**Exercise prompt:**
Search the data for the word "React" and copy every line that contains it.

**Supplied material:**
◆ ◆ ◆ ◆ ◆ ◆ ◆
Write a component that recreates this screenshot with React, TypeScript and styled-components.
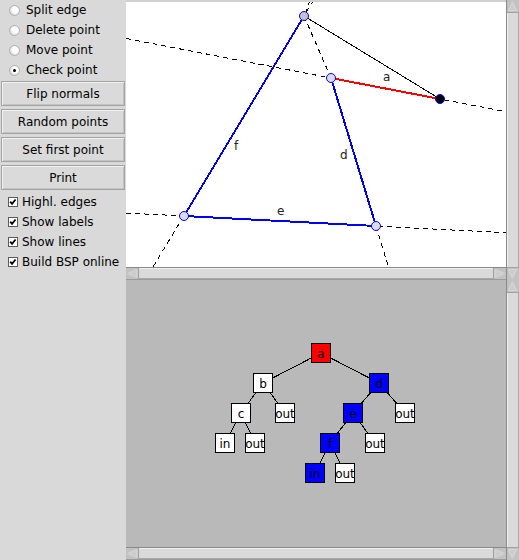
import React from "react";
import styled, { createGlobalStyle } from "styled-components";

const GlobalStyle = createGlobalStyle`
  html, body { margin: 0; padding: 0; background: #d9d9d9; }
  body { font-family: "DejaVu Sans", "Liberation Sans", sans-serif; font-size: 12px; color: #000; }
`;

const Frame = styled.div`
  display: flex;
  width: 519px;
  height: 560px;
  overflow: hidden;
  background: #d9d9d9;
`;

const SidePanel = styled.div`
  width: 126px;
  flex: none;
  display: flex;
  flex-direction: column;
`;

const OptionRow = styled.div`
  height: 20px;
  display: flex;
  align-items: center;
  gap: 6px;
  padding-left: 9px;
  white-space: nowrap;
`;

const RadioDot = styled.span<{ $on?: boolean }>`
  position: relative;
  width: 11px;
  height: 11px;
  box-sizing: border-box;
  border-radius: 50%;
  border: 1px solid #b0b0b0;
  background: radial-gradient(circle at 62% 42%, #ffffff 40%, #e0e0e0 70%, #bdbdbd 100%);
  flex: none;
  &::after {
    content: "";
    display: ${(p) => (p.$on ? "block" : "none")};
    position: absolute;
    left: 3px;
    top: 3px;
    width: 3px;
    height: 3px;
    border-radius: 50%;
    background: #000;
  }
`;

const ButtonStack = styled.div`
  margin-top: 1px;
  padding: 0 1px;
  display: flex;
  flex-direction: column;
  gap: 3px;
`;

const PanelButton = styled.button`
  height: 25px;
  box-sizing: border-box;
  background: #dadada;
  border: 1px solid #a2a2a2;
  box-shadow: inset 1px 1px 0 #f2f2f2, inset -1px -1px 0 #c4c4c4;
  font-family: inherit;
  font-size: 12px;
  color: #000;
  padding: 0;
  text-align: center;
`;

const CheckList = styled.div`
  margin-top: 2px;
  display: flex;
  flex-direction: column;
`;

const CheckRow = styled.div`
  height: 20px;
  display: flex;
  align-items: center;
  gap: 4px;
  padding-left: 8px;
  white-space: nowrap;
`;

const CheckBox = styled.span`
  width: 10px;
  height: 10px;
  box-sizing: border-box;
  border: 1px solid #5a5a5a;
  background: #fff;
  flex: none;
  display: flex;
  align-items: center;
  justify-content: center;
  overflow: visible;
`;

const Workspace = styled.div`
  width: 393px;
  flex: none;
  display: flex;
  flex-direction: column;
`;

const ScrollPane = styled.div`
  display: grid;
  grid-template-columns: 380px 13px;
  grid-template-rows: 267px 13px;
`;

const DrawingArea = styled.div`
  background: #fff;
  border-top: 2px solid #d0d0d0;
  overflow: hidden;
`;

const TreeArea = styled.div`
  background: #b9b9b9;
  overflow: hidden;
`;

const VScroll = styled.div`
  grid-row: 1 / span 2;
  grid-column: 2;
  display: flex;
  flex-direction: column;
  box-sizing: border-box;
  border-left: 1px solid #8a8a8a;
  background: #c2c2c2;
`;

const HScroll = styled.div`
  grid-row: 2;
  grid-column: 1;
  display: flex;
  box-sizing: border-box;
  border-top: 1px solid #8a8a8a;
  border-bottom: 1px solid #9a9a9a;
  background: #c2c2c2;
`;

const Thumb = styled.div<{ $vertical?: boolean }>`
  flex: 1;
  background: #dadada;
  box-shadow: ${(p) =>
    p.$vertical
      ? "inset 1px 0 0 #f0f0f0, inset -1px 0 0 #a8a8a8"
      : "inset 0 1px 0 #f0f0f0, inset 0 -1px 0 #a8a8a8"};
  border-left: ${(p) => (p.$vertical ? "none" : "1px solid #a0a0a0")};
  border-right: ${(p) => (p.$vertical ? "none" : "1px solid #a0a0a0")};
  border-top: ${(p) => (p.$vertical ? "1px solid #a0a0a0" : "none")};
  border-bottom: ${(p) => (p.$vertical ? "1px solid #a0a0a0" : "none")};
`;

const ArrowBox = styled.svg`
  flex: none;
  display: block;
`;

type Dir = "left" | "right" | "up" | "down";

const trianglePts: Record<Dir, string> = {
  left: "1.5,5.5 11,1.5 11,9.5",
  right: "10.5,5.5 1,1.5 1,9.5",
  up: "5.5,1.5 1.5,10.5 9.5,10.5",
  down: "5.5,10.5 1.5,1.5 9.5,1.5",
};

function Arrow({ dir }: { dir: Dir }) {
  const horiz = dir === "left" || dir === "right";
  const w = 12;
  const h = horiz ? 11 : 12;
  return (
    <ArrowBox width={w} height={h} viewBox={`0 0 ${w} ${h}`}>
      <polygon points={trianglePts[dir]} fill="#cdcdcd" stroke="#f2f2f2" strokeWidth="1" />
      <polygon points={trianglePts[dir]} fill="none" stroke="#8e8e8e" strokeWidth="0.6" opacity="0.5" />
    </ArrowBox>
  );
}

function HBar() {
  return (
    <HScroll>
      <Arrow dir="left" />
      <Thumb />
      <Arrow dir="right" />
    </HScroll>
  );
}

function VBar() {
  return (
    <VScroll>
      <Arrow dir="up" />
      <Thumb $vertical />
      <Arrow dir="down" />
    </VScroll>
  );
}

const BLUE = "#0000ff";

const P1 = [304, 16];
const P2 = [331, 78];
const P3 = [440, 99];
const P4 = [184, 216];
const P5 = [376, 226];

function GeometryCanvas() {
  const dash = "5 4";
  return (
    <svg width={380} height={265} viewBox="126 2 380 265" style={{ display: "block" }}>
      <g shapeRendering="crispEdges">
        <g stroke="#000" strokeWidth="1" strokeDasharray={dash} fill="none">
          <line x1={126} y1={38.5} x2={506} y2={111.7} />
          <line x1={126} y1={213} x2={506} y2={232.8} />
          <line x1={313.6} y1={0} x2={150} y2={272} />
          <line x1={P1[0]} y1={P1[1]} x2={P2[0]} y2={P2[1]} />
          <line x1={310} y1={0} x2={306} y2={12} />
          <line x1={P5[0]} y1={P5[1]} x2={390} y2={272} />
        </g>
        <line x1={P1[0]} y1={P1[1]} x2={P3[0]} y2={P3[1]} stroke="#000" strokeWidth="1" />
        <g strokeWidth="2" fill="none">
          <line x1={P4[0]} y1={P4[1]} x2={P1[0]} y2={P1[1]} stroke={BLUE} />
          <line x1={P2[0]} y1={P2[1]} x2={P5[0]} y2={P5[1]} stroke={BLUE} />
          <line x1={P4[0]} y1={P4[1]} x2={P5[0]} y2={P5[1]} stroke={BLUE} />
          <line x1={P2[0]} y1={P2[1]} x2={P3[0]} y2={P3[1]} stroke="#ff0000" />
        </g>
      </g>
      <circle cx={P1[0]} cy={P1[1]} r={4.5} fill="#c4c4c4" stroke={BLUE} strokeWidth="1" />
      <circle cx={P2[0]} cy={P2[1]} r={4.5} fill="#dcdce8" stroke={BLUE} strokeWidth="1" />
      <circle cx={P3[0]} cy={P3[1]} r={4.5} fill="#000" stroke={BLUE} strokeWidth="1" />
      <circle cx={P4[0]} cy={P4[1]} r={4.5} fill="#dcdce8" stroke={BLUE} strokeWidth="1" />
      <circle cx={P5[0]} cy={P5[1]} r={4.5} fill="#dcdce8" stroke={BLUE} strokeWidth="1" />
      <g fontFamily="DejaVu Sans, sans-serif" fontSize="12" fill="#222">
        <text x={383} y={81}>a</text>
        <text x={340} y={159}>d</text>
        <text x={277} y={215}>e</text>
        <text x={234} y={150}>f</text>
      </g>
    </svg>
  );
}

type TreeNode = { id: string; label: string; x: number; y: number; fill: string; parent?: string };

const nodes: TreeNode[] = [
  { id: "a", label: "a", x: 311, y: 343, fill: "#ff0000" },
  { id: "b", label: "b", x: 253, y: 373, fill: "#ffffff", parent: "a" },
  { id: "d", label: "d", x: 369, y: 373, fill: BLUE, parent: "a" },
  { id: "c", label: "c", x: 231, y: 403, fill: "#ffffff", parent: "b" },
  { id: "bo", label: "out", x: 275, y: 403, fill: "#ffffff", parent: "b" },
  { id: "e", label: "e", x: 343, y: 403, fill: BLUE, parent: "d" },
  { id: "do", label: "out", x: 395, y: 403, fill: "#ffffff", parent: "d" },
  { id: "ci", label: "in", x: 215, y: 433, fill: "#ffffff", parent: "c" },
  { id: "co", label: "out", x: 245, y: 433, fill: "#ffffff", parent: "c" },
  { id: "f", label: "f", x: 320, y: 433, fill: BLUE, parent: "e" },
  { id: "eo", label: "out", x: 365, y: 433, fill: "#ffffff", parent: "e" },
  { id: "fi", label: "in", x: 305, y: 463, fill: BLUE, parent: "f" },
  { id: "fo", label: "out", x: 335, y: 463, fill: "#ffffff", parent: "f" },
];

function BspTree() {
  const byId: Record<string, TreeNode> = {};
  nodes.forEach((n) => (byId[n.id] = n));
  return (
    <svg width={380} height={267} viewBox="126 280 380 267" style={{ display: "block" }}>
      <g stroke="#000" strokeWidth="1" shapeRendering="crispEdges">
        {nodes
          .filter((n) => n.parent)
          .map((n) => {
            const p = byId[n.parent as string];
            return <line key={"l" + n.id} x1={p.x + 10} y1={p.y + 10} x2={n.x + 10} y2={n.y + 10} />;
          })}
      </g>
      {nodes.map((n) => (
        <g key={n.id}>
          <rect
            x={n.x + 0.5}
            y={n.y + 0.5}
            width={19}
            height={19}
            fill={n.fill}
            stroke="#000"
            strokeWidth="1"
            shapeRendering="crispEdges"
          />
          <text
            x={n.x + 10}
            y={n.y + 14.5}
            textAnchor="middle"
            fontFamily="DejaVu Sans, sans-serif"
            fontSize="12"
            fill="#000"
          >
            {n.label}
          </text>
        </g>
      ))}
    </svg>
  );
}

const CheckMark = () => (
  <svg width="10" height="10" viewBox="0 0 10 10" style={{ display: "block" }}>
    <polyline points="1.5,4.5 3.8,7.2 8.2,1.8" fill="none" stroke="#000" strokeWidth="2.2" />
  </svg>
);

export default function App() {
  const modes = ["Split edge", "Delete point", "Move point", "Check point"];
  const actions = ["Flip normals", "Random points", "Set first point", "Print"];
  const toggles = ["Highl. edges", "Show labels", "Show lines", "Build BSP online"];
  return (
    <>
      <GlobalStyle />
      <Frame>
        <SidePanel>
          {modes.map((m, i) => (
            <OptionRow key={m}>
              <RadioDot $on={i === 3} />
              <span>{m}</span>
            </OptionRow>
          ))}
          <ButtonStack>
            {actions.map((a) => (
              <PanelButton key={a}>{a}</PanelButton>
            ))}
          </ButtonStack>
          <CheckList>
            {toggles.map((t) => (
              <CheckRow key={t}>
                <CheckBox>
                  <CheckMark />
                </CheckBox>
                <span>{t}</span>
              </CheckRow>
            ))}
          </CheckList>
        </SidePanel>
        <Workspace>
          <ScrollPane>
            <DrawingArea>
              <GeometryCanvas />
            </DrawingArea>
            <VBar />
            <HBar />
          </ScrollPane>
          <ScrollPane>
            <TreeArea>
              <BspTree />
            </TreeArea>
            <VBar />
            <HBar />
          </ScrollPane>
        </Workspace>
      </Frame>
    </>
  );
}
◆ ◆ ◆ ◆ ◆ ◆ ◆
**Result for this task:**
Write a component that recreates this screenshot with React, TypeScript and styled-components.
import React from "react";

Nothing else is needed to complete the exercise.